While Traditional AI enabled the Information Age, AGI is about reducing the barriers of entry for highly skilled labor - whether it’s in the form of illustration, literature, medicine, law, science, or programming.
What comes next after AI, and AGI, is Superintelligence. The challenge is that even the people leading this effort towards AGI, are not in consensus as to what AGI means. As a society, we need to consider AGI as technology that can achieve things that are otherwise impossible, rather than a replacement for a human with a job. The future of our society depends on this distinction.
WE’RE IN A CORPORATE ARMS RACE
With the rise in AGI, a corporate arms race is currently underway to solve Superintelligence first. Research labs and corporate entities are competing over access to data, to compute, and to talent. We’re watching Google and Microsoft pit DeepMind versus OpenAI to create their own Superintelligence by training AGI models on the world’s data, employing millions of annotators to provide feedback on the models’ mistakes. In the process, they're spending billions on hardware, datasets, and talent to achieve a singular model that reflects a collective intelligence.
At the same time, we’re also witnessing the latest private AGI models and their capabilities become inexpensive or free in the open source community. Last week, a leaked Google Memo revealed what most of us already knew, which is that the open source community is on track to outcompete both Google and OpenAI. Just last month, Stanford researchers released their own version of ChatGPT, built with less than $600. The LlaMA model was retrained by the researchers cheaply fine-tuning it on inputs and outputs from one of OpenAI’s first models text-davinci-003.
This means that the most advanced models in the world can now be open sourced for a fraction of the price.
HOW THIS EARTHQUAKE IS FELT BY ALL
Everyone can now build new products, services, and companies that harness AGI as an expert skill set. The first wave of tooling is beginning to bridge the gap between an information-rich world and a knowledge-first environment.

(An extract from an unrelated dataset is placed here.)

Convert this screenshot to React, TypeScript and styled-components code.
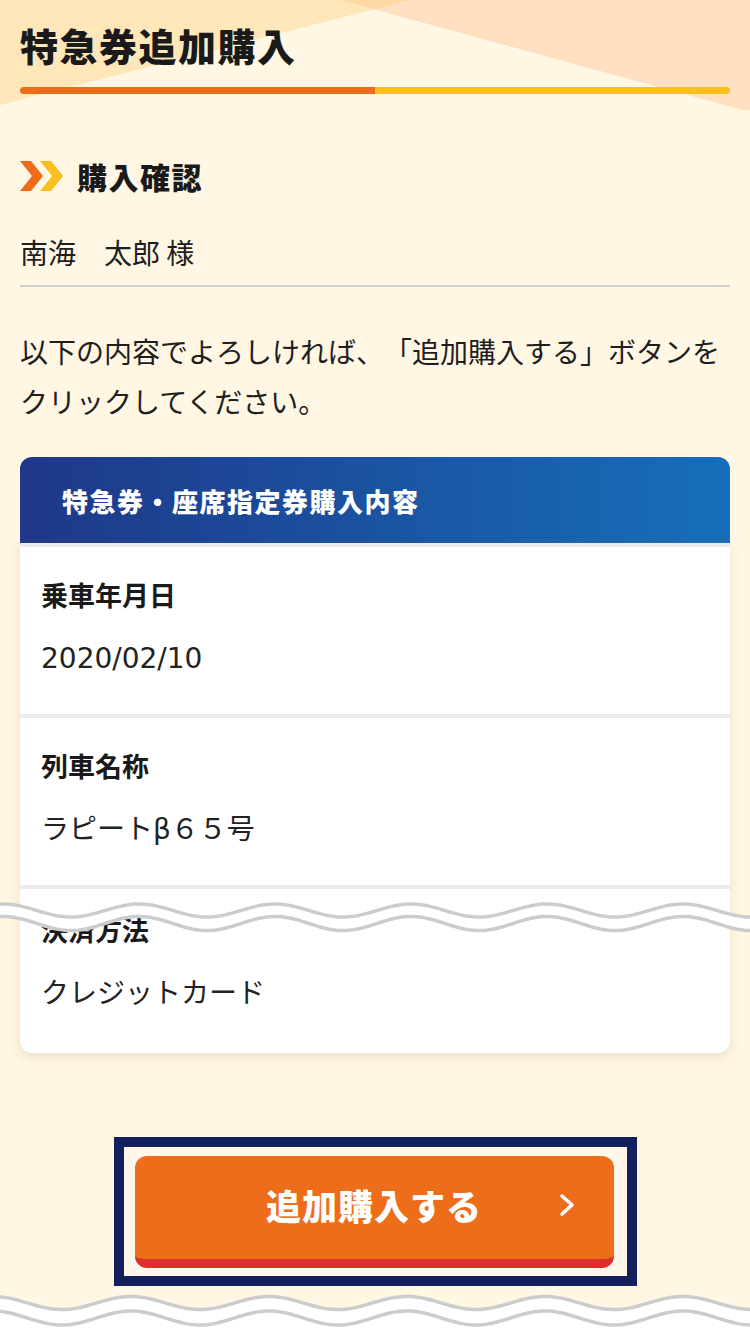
import React from "react";
import styled, { createGlobalStyle } from "styled-components";

const GlobalStyle = createGlobalStyle`
  html, body {
    margin: 0;
    padding: 0;
  }
  body {
    background: #fff6e3;
    font-family: "Noto Sans CJK JP", "Noto Sans", sans-serif;
    color: #1e1e1e;
    text-spacing-trim: space-all;
  }
`;

const Page = styled.div`
  width: 750px;
  min-height: 1334px;
  display: flex;
  flex-direction: column;
  overflow: hidden;
`;

const Header = styled.header`
  padding: 22px 20px 16px;
  background-image:
    linear-gradient(to bottom right, rgba(255, 200, 100, 0.33) 50%, transparent 50%),
    linear-gradient(to bottom left, rgba(255, 190, 140, 0.39) 50%, transparent 50%);
  background-size: 410px 105px, 410px 112px;
  background-position: left top, right top;
  background-repeat: no-repeat;
`;

const Title = styled.h1`
  margin: 0;
  font-size: 38px;
  line-height: 46px;
  font-weight: 900;
  letter-spacing: 1.5px;
  color: #1a1a1a;
`;

const Progress = styled.div`
  margin-top: 19px;
  height: 7px;
  display: flex;
  border-radius: 4px;
  overflow: hidden;
`;

const ProgressPart = styled.div<{ $color: string }>`
  flex: 1;
  background: ${(p) => p.$color};
`;

const Main = styled.main`
  padding: 46px 20px 0;
`;

const SectionHeading = styled.h2`
  margin: 0;
  display: flex;
  align-items: center;
  gap: 14px;
  font-size: 30px;
  line-height: 40px;
  font-weight: 900;
  letter-spacing: 1.5px;
  color: #1a1a1a;
`;

const Name = styled.p`
  margin: 36px 0 0;
  font-size: 28px;
  line-height: 40px;
  padding-bottom: 13px;
  border-bottom: 2px solid #cfcfcf;
`;

const Lead = styled.p`
  margin: 39px 0 0;
  font-size: 28px;
  line-height: 50px;
`;

const CardWrap = styled.section`
  position: relative;
  margin-top: 31px;
`;

const CardHeader = styled.h3`
  margin: 0;
  height: 86px;
  display: flex;
  align-items: center;
  padding-left: 42px;
  border-radius: 12px 12px 0 0;
  background: linear-gradient(90deg, #1f3788, #166fb9);
  color: #fff;
  font-size: 26px;
  font-weight: 900;
  letter-spacing: 1.5px;
`;

const CardBody = styled.div`
  display: flex;
  flex-direction: column;
  gap: 4px;
  padding-top: 4px;
  background: #ececec;
  border-radius: 0 0 12px 12px;
  box-shadow: 0 4px 10px rgba(190, 160, 110, 0.25);
`;

const Row = styled.div<{ $last?: boolean }>`
  background: #fff;
  display: flex;
  flex-direction: column;
  gap: 28px;
  padding: ${(p) => (p.$last ? "23px 21px 41px" : "30px 21px 37px")};
  border-radius: ${(p) => (p.$last ? "0 0 12px 12px" : "0")};
`;

const Label = styled.div`
  font-size: 27px;
  line-height: 36px;
  font-weight: 700;
  color: #1a1a1a;
`;

const Value = styled.div`
  font-family: "DejaVu Sans", "Noto Sans CJK JP", sans-serif;
  font-size: 28px;
  line-height: 36px;
  color: #222;
`;

const CutMark = styled.svg`
  position: absolute;
  left: -20px;
  top: 441px;
  width: 750px;
  height: 40px;
  pointer-events: none;
`;

const ButtonArea = styled.div`
  margin: 84px auto 0;
  width: 523px;
  box-sizing: border-box;
  border: 10px solid #13205b;
  padding: 9px 12px 8px 11px;
  background: #fff8ea;
`;

const PrimaryButton = styled.button`
  width: 479px;
  height: 112px;
  box-sizing: border-box;
  display: grid;
  grid-template-columns: 1fr auto 1fr;
  align-items: center;
  padding: 0 38px 6px 38px;
  border: none;
  border-bottom: 9px solid #de2f2f;
  border-radius: 12px;
  background: #ee6d1a;
  color: #fff;
  font-family: inherit;
  font-size: 35px;
  font-weight: 900;
  letter-spacing: 1px;
  cursor: pointer;

  > span {
    grid-column: 2;
  }
  > svg {
    grid-column: 3;
    justify-self: end;
  }
`;

const Footer = styled.footer`
  margin-top: auto;
  height: 48px;

  > svg {
    display: block;
  }
`;

const wave = (x0: number, cy: number, amp: number, period: number, width: number) => {
  const pts: string[] = [];
  for (let x = 0; x <= width; x += 3) {
    const y = cy - amp * Math.cos((2 * Math.PI * (x - x0)) / period);
    pts.push(`${x} ${y.toFixed(2)}`);
  }
  return pts;
};

const lineD = (pts: string[]) => "M" + pts.join(" L");

function Chevrons() {
  return (
    <svg width="43" height="30" viewBox="0 0 43 30">
      <polygon points="0,0 11,0 23,15 11,30 0,30 12,15" fill="#ec6c1a" />
      <polygon points="20,0 31,0 43,15 31,30 20,30 32,15" fill="#fbbe1e" />
    </svg>
  );
}

function CutWave() {
  const top = wave(3, 12.5, 6.5, 136, 753);
  const bottom = wave(3, 25.5, 7, 136, 753);
  const fill = "M" + top.join(" L") + " L" + [...bottom].reverse().join(" L") + " Z";
  return (
    <CutMark viewBox="0 0 750 40">
      <path d={fill} fill="#fff" />
      <path d={lineD(top)} fill="none" stroke="#cccccc" strokeWidth="3.5" />
      <path d={lineD(bottom)} fill="none" stroke="#cccccc" strokeWidth="3.5" />
    </CutMark>
  );
}

function BottomWave() {
  const top = wave(-7, 17, 6.5, 138, 753);
  const bottom = wave(-7, 32, 7, 138, 753);
  const fill = "M" + top.join(" L") + " L753 48 L0 48 Z";
  return (
    <svg width="750" height="48" viewBox="0 0 750 48">
      <path d={fill} fill="#fff" />
      <path d={lineD(top)} fill="none" stroke="#cccccc" strokeWidth="3.5" />
      <path d={lineD(bottom)} fill="none" stroke="#cccccc" strokeWidth="3.5" />
    </svg>
  );
}

const rows = [
  { label: "乗車年月日", value: "2020/02/10" },
  { label: "列車名称", value: "ラピートβ６５号" },
  { label: "決済方法", value: "クレジットカード" },
];

export default function App() {
  return (
    <>
      <GlobalStyle />
      <Page>
        <Header>
          <Title>特急券追加購入</Title>
          <Progress>
            <ProgressPart $color="#ec6c1a" />
            <ProgressPart $color="#fbbf1f" />
          </Progress>
        </Header>

        <Main>
          <SectionHeading>
            <Chevrons />
            購入確認
          </SectionHeading>
          <Name>南海　太郎 様</Name>
          <Lead>以下の内容でよろしければ、「追加購入する」ボタンをクリックしてください。</Lead>

          <CardWrap>
            <CardHeader>特急券・座席指定券購入内容</CardHeader>
            <CardBody>
              {rows.map((r, i) => (
                <Row key={r.label} $last={i === rows.length - 1}>
                  <Label>{r.label}</Label>
                  <Value>{r.value}</Value>
                </Row>
              ))}
            </CardBody>
            <CutWave />
          </CardWrap>

          <ButtonArea>
            <PrimaryButton type="button">
              <span>追加購入する</span>
              <svg width="18" height="24" viewBox="0 0 18 24">
                <polyline
                  points="4,3 14,12 4,21"
                  fill="none"
                  stroke="#fff"
                  strokeWidth="3.5"
                  strokeLinecap="round"
                  strokeLinejoin="round"
                />
              </svg>
            </PrimaryButton>
          </ButtonArea>
        </Main>

        <Footer>
          <BottomWave />
        </Footer>
      </Page>
    </>
  );
}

And we’re already seeing products blend multimodal workflows for specialists. Runway helps video editors edit their videos through natural language. Typeface helps marketing execs create ads through prompts. These tools do a few tasks really well, but remain siloed. Most users are still relying on antiquated systems to complete their day’s work, and using new products powered by RLHF for a few specific tasks. As AGI research advances, so will our opportunity to rethink how we work, and the tools we need to streamline our processes.

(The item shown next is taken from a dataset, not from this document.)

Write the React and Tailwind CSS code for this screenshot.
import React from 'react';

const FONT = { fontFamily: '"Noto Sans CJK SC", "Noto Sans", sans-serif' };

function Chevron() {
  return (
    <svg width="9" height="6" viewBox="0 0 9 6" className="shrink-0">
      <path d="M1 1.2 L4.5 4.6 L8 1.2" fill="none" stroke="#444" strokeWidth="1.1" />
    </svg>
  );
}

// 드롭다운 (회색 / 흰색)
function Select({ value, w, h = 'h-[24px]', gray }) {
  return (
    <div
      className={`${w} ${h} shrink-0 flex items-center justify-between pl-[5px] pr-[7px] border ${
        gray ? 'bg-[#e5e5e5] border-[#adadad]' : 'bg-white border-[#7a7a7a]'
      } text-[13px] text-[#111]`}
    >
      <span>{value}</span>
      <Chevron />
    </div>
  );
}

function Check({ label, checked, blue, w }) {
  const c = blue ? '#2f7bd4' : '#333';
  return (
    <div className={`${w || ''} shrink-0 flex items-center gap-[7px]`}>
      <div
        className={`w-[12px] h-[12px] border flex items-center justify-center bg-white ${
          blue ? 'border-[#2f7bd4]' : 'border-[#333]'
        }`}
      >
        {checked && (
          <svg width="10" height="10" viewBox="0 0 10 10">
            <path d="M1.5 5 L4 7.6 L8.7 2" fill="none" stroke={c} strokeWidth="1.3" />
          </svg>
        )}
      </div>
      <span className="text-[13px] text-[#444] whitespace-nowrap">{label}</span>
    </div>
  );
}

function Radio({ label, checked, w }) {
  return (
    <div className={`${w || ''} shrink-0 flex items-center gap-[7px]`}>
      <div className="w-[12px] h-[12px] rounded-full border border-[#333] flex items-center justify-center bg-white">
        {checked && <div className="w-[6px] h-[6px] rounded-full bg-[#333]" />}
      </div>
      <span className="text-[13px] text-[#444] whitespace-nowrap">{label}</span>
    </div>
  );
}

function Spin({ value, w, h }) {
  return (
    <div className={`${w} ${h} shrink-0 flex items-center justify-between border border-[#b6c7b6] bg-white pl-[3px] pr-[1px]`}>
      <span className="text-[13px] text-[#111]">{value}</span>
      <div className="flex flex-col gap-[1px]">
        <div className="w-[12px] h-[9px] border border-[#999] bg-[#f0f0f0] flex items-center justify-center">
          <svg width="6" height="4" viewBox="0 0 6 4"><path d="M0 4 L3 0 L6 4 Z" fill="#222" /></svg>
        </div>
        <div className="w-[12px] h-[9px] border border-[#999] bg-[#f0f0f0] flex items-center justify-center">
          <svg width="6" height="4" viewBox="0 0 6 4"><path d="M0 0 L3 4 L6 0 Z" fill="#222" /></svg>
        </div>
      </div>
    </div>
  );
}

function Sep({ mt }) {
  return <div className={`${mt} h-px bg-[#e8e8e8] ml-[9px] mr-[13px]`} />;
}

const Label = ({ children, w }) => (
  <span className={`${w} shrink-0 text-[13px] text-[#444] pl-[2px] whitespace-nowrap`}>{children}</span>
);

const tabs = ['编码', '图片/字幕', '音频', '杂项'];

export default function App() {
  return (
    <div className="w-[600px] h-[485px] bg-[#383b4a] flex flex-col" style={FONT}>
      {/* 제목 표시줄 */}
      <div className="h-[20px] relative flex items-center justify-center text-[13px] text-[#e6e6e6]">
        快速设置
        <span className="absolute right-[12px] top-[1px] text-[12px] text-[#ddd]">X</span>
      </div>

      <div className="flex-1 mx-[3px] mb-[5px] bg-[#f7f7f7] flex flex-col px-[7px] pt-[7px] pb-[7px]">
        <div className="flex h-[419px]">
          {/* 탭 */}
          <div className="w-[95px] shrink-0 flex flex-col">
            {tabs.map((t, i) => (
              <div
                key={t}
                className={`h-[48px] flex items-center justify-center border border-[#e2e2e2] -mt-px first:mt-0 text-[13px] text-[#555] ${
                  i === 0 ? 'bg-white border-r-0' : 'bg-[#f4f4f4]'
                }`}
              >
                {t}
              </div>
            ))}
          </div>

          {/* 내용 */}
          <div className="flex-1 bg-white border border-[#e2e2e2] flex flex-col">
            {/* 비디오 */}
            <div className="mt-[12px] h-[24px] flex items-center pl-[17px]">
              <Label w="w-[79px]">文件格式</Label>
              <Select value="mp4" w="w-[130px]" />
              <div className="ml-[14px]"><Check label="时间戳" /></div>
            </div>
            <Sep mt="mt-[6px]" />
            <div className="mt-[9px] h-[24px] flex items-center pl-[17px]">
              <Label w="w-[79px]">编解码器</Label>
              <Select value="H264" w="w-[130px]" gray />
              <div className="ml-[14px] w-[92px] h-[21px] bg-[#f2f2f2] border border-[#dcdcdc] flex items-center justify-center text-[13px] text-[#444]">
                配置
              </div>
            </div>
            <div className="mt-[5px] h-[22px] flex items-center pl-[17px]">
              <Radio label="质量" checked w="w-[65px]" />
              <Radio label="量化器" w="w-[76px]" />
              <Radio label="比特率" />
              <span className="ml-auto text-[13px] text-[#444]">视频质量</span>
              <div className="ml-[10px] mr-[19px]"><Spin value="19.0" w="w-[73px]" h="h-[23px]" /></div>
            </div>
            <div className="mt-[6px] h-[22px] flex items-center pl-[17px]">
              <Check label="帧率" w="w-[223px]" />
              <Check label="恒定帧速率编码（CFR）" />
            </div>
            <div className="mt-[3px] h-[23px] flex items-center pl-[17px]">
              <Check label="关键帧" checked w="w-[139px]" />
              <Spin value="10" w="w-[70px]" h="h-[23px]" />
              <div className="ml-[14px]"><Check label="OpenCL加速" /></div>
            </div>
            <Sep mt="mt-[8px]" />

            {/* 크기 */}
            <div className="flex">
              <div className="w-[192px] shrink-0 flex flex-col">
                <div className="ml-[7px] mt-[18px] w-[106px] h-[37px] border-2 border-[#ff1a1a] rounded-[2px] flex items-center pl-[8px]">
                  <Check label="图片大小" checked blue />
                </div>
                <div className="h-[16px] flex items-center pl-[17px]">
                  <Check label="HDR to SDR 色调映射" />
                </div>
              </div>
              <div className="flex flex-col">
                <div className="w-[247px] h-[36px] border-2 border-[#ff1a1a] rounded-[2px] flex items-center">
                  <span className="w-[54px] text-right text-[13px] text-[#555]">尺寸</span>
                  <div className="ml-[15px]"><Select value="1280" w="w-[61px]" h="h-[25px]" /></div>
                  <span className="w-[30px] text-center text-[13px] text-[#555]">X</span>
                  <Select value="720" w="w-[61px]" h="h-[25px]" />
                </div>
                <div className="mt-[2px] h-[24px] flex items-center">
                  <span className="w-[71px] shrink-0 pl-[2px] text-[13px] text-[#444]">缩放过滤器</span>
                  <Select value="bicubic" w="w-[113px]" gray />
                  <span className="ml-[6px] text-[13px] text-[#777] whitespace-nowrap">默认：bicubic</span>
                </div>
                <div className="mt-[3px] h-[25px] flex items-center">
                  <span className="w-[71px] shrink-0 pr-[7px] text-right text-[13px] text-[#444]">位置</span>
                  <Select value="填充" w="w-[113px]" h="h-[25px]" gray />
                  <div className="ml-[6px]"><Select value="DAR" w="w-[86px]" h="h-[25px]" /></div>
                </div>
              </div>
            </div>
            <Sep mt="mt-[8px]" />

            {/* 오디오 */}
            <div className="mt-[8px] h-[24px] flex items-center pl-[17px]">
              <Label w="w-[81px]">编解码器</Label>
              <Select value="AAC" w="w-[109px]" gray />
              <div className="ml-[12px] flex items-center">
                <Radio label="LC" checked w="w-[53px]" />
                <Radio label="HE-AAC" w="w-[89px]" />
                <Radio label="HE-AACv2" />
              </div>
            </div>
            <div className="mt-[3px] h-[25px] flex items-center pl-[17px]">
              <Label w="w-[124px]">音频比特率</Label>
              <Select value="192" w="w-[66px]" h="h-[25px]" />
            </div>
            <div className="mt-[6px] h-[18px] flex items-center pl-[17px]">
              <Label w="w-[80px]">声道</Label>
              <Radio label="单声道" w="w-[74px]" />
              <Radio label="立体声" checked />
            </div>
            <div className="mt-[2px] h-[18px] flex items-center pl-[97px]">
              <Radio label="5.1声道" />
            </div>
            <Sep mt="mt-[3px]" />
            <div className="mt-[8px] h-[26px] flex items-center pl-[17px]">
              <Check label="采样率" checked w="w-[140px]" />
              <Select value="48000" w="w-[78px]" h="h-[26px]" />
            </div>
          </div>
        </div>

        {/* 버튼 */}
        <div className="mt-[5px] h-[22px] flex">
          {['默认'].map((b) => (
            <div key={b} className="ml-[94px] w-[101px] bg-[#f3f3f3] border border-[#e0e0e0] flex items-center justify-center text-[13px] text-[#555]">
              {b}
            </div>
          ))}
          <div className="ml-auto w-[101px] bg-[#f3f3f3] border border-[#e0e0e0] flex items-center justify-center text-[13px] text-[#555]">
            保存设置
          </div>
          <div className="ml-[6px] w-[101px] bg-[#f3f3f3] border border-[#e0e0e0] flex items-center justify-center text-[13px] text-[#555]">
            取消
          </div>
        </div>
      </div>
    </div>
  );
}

WHERE THINGS ARE GOING: What could the future look like?
Research models are increasingly becoming good at completing tasks on a user’s behalf. Models like Adept’s ACT-1 show us how AGI can understand a user request and execute it, ChatGPT Plugins illustrate how an LLM can reason and act on the user’s behalf on the internet.
Academia is beginning to see signs of life on whether a model can fully simulate human behavior (Stanford’s Generative Agents: Interactive Simulacra of Human Behavior paper, April 2023).
Developer Tools like LangChain, meanwhile, enables LLM agents to be both data-aware and semi-autonomous, and LlamaIndex enables LLM agents to more proactively manage their data infrastructure.
All three signs - whether with research models, academic papers, or developer tools - indicate that soon models will be acting on our behalf, simulating human behavior to plan, reason, and execute tasks, whilst developer tools make it far easier to deploy these models at scale.
In my next letter, I’ll talk about how to develop products that rely on generative AI as a collaborative partner. We need to see this technology as altering not only the speed at which we work, but the teams we hire, the businesses we develop, and the ideas we now have the time to explore.